Los males se desencadenaron vertiginosamente a partir de la pérdida de la unidad católica con la ley de libertad religiosa, consecuencia de la Declaración Conciliar “Dignitatis Humanæ”. Ésta fue “la madre de todas las batallas”; lo demás es sólo su consecuencia obligada. Si se acepta la democracia moderna, en la cual toda ley nace de la voluntad humana, todo será ya posible y habrá que aceptarlo. Así, la Iglesia oficial jamás protesta hoy en nombre del honor o de la ley de Dios, sino en nombre del “humanismo”, de los derechos humanos o de la defensa de la vida.
Pero en España, antes o después, volverá a suceder como en los años treinta: una mayoría de católicos —los democristianos y cedistas— aceptaron la legalidad republicana, como medio de lucha y salvación, lo que habría de llevar por sus pasos al gobierno comunista del Dr. Negrín. Otros, en cambio, como Fal Conde y los navarros, prepararon voluntarios y armas por si, como sucedió, llegaran a ser necesarios.
El esfuerzo de tantos héroes y mártires hará que en España no se pierda definitivamente el norte de la verdad y la posibilidad de reconquista. En el norte de África la invasión árabe del siglo VII islamizó el territorio, e islamizado sigue. En España, en cambio, hubo un don Pelayo y un San Fernando, una Reconquista que, tras ocho siglos de esfuerzo, restituyó la patria a su Fe. La historia, por negro que aparezca el horizonte, volverá a repetirse por gracia del Altísimo.
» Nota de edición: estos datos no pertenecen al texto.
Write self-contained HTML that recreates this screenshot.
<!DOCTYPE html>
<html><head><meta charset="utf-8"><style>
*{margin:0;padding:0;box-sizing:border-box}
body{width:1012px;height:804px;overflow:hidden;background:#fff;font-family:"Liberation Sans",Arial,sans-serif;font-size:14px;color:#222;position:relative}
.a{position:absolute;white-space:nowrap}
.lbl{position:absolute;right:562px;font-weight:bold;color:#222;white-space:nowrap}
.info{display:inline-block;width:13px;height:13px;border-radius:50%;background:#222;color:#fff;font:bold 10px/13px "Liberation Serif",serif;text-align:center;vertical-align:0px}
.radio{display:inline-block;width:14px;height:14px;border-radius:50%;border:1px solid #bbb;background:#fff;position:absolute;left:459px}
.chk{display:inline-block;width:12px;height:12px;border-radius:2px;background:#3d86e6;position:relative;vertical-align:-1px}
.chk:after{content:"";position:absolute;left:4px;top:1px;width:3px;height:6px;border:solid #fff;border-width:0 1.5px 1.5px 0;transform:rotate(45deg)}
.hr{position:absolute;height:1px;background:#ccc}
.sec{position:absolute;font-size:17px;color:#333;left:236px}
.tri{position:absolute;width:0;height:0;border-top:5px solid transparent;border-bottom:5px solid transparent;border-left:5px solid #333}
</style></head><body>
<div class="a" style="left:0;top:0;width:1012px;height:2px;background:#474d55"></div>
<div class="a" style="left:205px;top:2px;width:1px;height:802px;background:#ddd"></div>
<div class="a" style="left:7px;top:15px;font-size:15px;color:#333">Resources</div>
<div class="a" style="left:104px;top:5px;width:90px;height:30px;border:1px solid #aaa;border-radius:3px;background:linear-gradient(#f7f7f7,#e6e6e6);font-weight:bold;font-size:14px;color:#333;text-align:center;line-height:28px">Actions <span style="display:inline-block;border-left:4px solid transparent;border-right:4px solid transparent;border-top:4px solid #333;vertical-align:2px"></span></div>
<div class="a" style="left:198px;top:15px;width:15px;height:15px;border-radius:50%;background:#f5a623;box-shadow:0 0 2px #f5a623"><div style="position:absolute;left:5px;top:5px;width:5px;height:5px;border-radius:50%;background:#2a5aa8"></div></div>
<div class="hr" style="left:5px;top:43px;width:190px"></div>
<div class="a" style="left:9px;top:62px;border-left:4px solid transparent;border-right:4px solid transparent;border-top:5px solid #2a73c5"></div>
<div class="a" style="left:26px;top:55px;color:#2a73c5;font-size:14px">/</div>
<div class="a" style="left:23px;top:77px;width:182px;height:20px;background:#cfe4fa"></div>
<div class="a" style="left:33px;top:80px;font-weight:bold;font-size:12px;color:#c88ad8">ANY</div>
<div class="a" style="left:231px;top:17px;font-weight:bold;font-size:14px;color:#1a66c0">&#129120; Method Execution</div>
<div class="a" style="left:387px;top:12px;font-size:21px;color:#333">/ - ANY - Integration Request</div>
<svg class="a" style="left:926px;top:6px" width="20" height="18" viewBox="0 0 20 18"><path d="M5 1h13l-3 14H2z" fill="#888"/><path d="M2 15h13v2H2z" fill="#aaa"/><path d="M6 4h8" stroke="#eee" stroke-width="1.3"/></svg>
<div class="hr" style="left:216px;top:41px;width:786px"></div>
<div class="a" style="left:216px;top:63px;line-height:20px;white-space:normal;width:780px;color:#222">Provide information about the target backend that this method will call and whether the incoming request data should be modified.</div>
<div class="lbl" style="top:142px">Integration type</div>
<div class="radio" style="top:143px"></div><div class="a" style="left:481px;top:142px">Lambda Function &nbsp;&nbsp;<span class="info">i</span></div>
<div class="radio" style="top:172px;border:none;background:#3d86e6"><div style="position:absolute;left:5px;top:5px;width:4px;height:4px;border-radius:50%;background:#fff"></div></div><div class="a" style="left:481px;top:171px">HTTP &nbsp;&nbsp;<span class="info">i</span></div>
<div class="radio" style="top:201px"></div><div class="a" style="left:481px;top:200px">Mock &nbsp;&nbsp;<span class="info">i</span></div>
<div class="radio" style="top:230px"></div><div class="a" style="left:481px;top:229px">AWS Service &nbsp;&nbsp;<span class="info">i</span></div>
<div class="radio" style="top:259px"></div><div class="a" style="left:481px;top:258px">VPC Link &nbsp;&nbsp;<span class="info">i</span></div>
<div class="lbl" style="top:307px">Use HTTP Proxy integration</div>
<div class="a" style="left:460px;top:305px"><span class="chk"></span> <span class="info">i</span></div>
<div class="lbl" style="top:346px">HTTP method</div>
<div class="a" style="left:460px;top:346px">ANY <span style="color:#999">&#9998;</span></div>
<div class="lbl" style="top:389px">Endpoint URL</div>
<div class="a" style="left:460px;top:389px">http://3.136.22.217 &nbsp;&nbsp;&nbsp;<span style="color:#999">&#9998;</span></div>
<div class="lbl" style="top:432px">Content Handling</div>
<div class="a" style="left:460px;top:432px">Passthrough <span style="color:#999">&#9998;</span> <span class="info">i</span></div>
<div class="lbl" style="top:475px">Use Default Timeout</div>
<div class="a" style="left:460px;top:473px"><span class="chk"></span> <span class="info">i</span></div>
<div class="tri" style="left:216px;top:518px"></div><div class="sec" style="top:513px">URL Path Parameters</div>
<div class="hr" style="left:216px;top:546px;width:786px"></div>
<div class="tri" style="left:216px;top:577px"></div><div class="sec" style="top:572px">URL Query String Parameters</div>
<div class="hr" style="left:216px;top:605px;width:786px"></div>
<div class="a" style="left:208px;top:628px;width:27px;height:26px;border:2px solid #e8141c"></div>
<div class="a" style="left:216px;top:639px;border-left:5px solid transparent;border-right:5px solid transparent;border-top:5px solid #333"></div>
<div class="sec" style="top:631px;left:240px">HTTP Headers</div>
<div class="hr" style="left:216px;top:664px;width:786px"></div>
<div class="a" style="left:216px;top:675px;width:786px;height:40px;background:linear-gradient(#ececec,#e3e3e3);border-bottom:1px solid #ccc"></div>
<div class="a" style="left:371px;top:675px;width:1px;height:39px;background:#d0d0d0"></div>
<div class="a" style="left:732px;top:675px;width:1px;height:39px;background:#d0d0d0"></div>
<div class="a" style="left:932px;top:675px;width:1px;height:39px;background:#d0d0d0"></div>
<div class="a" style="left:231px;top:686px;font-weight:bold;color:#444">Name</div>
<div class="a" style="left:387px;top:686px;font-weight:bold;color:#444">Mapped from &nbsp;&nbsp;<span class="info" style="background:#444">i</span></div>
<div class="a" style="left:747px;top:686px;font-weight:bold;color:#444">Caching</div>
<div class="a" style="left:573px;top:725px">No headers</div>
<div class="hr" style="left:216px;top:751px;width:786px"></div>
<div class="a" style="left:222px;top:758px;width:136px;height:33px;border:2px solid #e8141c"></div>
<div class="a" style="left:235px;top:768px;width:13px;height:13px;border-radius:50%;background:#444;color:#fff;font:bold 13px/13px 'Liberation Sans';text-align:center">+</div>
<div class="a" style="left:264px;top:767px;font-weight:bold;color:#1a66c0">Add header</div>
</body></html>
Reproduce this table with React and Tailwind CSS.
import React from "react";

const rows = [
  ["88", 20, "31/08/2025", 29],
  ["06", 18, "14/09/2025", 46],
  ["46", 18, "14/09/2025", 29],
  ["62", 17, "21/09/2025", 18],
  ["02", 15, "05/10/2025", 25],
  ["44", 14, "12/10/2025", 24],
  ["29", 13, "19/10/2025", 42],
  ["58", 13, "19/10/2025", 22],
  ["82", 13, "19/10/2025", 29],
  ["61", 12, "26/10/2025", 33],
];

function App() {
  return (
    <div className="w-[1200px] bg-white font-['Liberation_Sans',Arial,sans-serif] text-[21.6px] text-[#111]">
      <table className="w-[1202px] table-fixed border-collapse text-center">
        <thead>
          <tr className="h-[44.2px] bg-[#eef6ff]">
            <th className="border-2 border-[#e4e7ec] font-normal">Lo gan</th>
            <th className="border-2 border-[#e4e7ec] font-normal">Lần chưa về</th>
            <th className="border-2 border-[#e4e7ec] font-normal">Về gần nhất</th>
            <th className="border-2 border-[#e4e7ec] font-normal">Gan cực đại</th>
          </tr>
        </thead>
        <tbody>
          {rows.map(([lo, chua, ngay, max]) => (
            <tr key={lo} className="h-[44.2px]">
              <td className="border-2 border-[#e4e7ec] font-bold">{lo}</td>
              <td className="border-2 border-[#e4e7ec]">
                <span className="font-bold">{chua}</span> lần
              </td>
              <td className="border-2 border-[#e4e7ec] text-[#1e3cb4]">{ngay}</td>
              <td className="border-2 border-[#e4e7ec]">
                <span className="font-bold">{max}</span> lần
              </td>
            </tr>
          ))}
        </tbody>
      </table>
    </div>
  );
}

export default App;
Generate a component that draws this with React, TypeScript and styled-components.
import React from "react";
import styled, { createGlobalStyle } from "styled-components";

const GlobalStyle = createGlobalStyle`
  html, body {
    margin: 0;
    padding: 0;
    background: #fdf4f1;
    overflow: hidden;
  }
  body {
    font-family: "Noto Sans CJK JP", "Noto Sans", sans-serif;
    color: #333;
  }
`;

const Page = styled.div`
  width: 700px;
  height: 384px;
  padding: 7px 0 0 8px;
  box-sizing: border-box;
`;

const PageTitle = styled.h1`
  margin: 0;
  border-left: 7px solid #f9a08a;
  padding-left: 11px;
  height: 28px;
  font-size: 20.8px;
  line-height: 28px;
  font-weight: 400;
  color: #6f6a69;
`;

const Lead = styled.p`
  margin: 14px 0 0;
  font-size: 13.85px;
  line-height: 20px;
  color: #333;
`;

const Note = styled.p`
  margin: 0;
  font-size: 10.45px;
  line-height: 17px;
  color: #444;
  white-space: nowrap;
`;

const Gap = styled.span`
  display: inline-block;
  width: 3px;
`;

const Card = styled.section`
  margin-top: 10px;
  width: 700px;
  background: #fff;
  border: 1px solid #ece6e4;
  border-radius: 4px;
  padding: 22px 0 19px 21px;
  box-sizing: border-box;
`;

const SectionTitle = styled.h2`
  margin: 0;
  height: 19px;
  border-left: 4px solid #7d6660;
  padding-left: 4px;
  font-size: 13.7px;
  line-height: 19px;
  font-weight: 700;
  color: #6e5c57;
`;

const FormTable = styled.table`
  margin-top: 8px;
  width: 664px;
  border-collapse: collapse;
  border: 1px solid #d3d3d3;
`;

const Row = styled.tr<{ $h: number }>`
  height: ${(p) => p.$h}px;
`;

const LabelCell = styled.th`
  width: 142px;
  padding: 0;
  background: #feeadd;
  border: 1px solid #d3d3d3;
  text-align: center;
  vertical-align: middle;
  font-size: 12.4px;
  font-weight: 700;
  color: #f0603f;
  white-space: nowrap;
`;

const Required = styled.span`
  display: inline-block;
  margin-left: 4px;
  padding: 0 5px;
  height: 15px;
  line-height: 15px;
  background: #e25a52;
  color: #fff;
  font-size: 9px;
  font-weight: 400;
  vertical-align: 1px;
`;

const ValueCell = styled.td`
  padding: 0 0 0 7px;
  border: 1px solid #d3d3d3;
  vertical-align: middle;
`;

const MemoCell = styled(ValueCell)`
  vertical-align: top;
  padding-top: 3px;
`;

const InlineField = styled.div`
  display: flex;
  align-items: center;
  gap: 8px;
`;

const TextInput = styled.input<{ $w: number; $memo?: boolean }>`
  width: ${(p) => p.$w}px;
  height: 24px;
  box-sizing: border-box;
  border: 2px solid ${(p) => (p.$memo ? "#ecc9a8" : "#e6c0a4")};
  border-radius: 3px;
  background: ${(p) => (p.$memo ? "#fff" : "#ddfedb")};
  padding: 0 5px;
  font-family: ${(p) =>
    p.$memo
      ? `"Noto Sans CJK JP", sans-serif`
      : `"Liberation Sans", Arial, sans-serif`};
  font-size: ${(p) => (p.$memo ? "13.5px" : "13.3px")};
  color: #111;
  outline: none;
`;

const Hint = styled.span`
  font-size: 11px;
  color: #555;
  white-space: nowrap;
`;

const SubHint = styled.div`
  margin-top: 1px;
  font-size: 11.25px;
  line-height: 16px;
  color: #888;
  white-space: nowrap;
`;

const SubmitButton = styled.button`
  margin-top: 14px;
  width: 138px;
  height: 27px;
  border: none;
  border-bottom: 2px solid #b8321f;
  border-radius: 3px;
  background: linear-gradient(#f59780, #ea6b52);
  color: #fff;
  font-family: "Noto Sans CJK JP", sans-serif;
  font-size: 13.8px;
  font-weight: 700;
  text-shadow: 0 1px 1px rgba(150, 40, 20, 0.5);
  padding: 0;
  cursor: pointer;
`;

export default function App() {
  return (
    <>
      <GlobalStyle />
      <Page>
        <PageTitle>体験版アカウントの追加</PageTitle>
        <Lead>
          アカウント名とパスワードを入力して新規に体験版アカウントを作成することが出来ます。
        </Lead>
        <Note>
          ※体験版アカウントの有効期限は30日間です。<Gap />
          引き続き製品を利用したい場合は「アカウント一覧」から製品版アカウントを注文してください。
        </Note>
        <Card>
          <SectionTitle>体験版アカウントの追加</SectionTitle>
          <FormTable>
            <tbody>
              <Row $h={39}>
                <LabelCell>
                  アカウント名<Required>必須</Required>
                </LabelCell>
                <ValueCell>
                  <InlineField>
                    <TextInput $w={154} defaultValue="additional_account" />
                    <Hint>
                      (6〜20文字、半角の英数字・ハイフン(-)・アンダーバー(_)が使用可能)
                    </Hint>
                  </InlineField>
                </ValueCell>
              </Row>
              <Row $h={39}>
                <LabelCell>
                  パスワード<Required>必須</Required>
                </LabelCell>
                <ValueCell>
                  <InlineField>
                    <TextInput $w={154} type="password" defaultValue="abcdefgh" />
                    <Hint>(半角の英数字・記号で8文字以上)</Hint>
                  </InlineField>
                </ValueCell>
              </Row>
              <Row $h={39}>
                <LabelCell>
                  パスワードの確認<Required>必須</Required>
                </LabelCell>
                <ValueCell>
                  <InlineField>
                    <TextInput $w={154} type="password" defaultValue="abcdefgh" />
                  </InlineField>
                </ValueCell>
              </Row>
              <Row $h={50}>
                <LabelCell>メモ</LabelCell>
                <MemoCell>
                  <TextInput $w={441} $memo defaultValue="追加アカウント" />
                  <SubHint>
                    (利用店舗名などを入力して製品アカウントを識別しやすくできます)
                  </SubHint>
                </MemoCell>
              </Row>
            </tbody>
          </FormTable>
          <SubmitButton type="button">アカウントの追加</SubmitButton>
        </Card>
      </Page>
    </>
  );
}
Si ellos afirman la enormidad de que la democracia liberal es el único régimen deseable, nosotros afirmamos aquí la gran verdad de que la sociedad ha de fundarse sobre la religión y que la Fe Católica es la única religión verdadera.
Rafael Gambra
Nota: Este artículo fue publicado en “Siempre pa'Alante” en abril de 1991, y en “Roma Æterna” nº 121, de abril de 1992.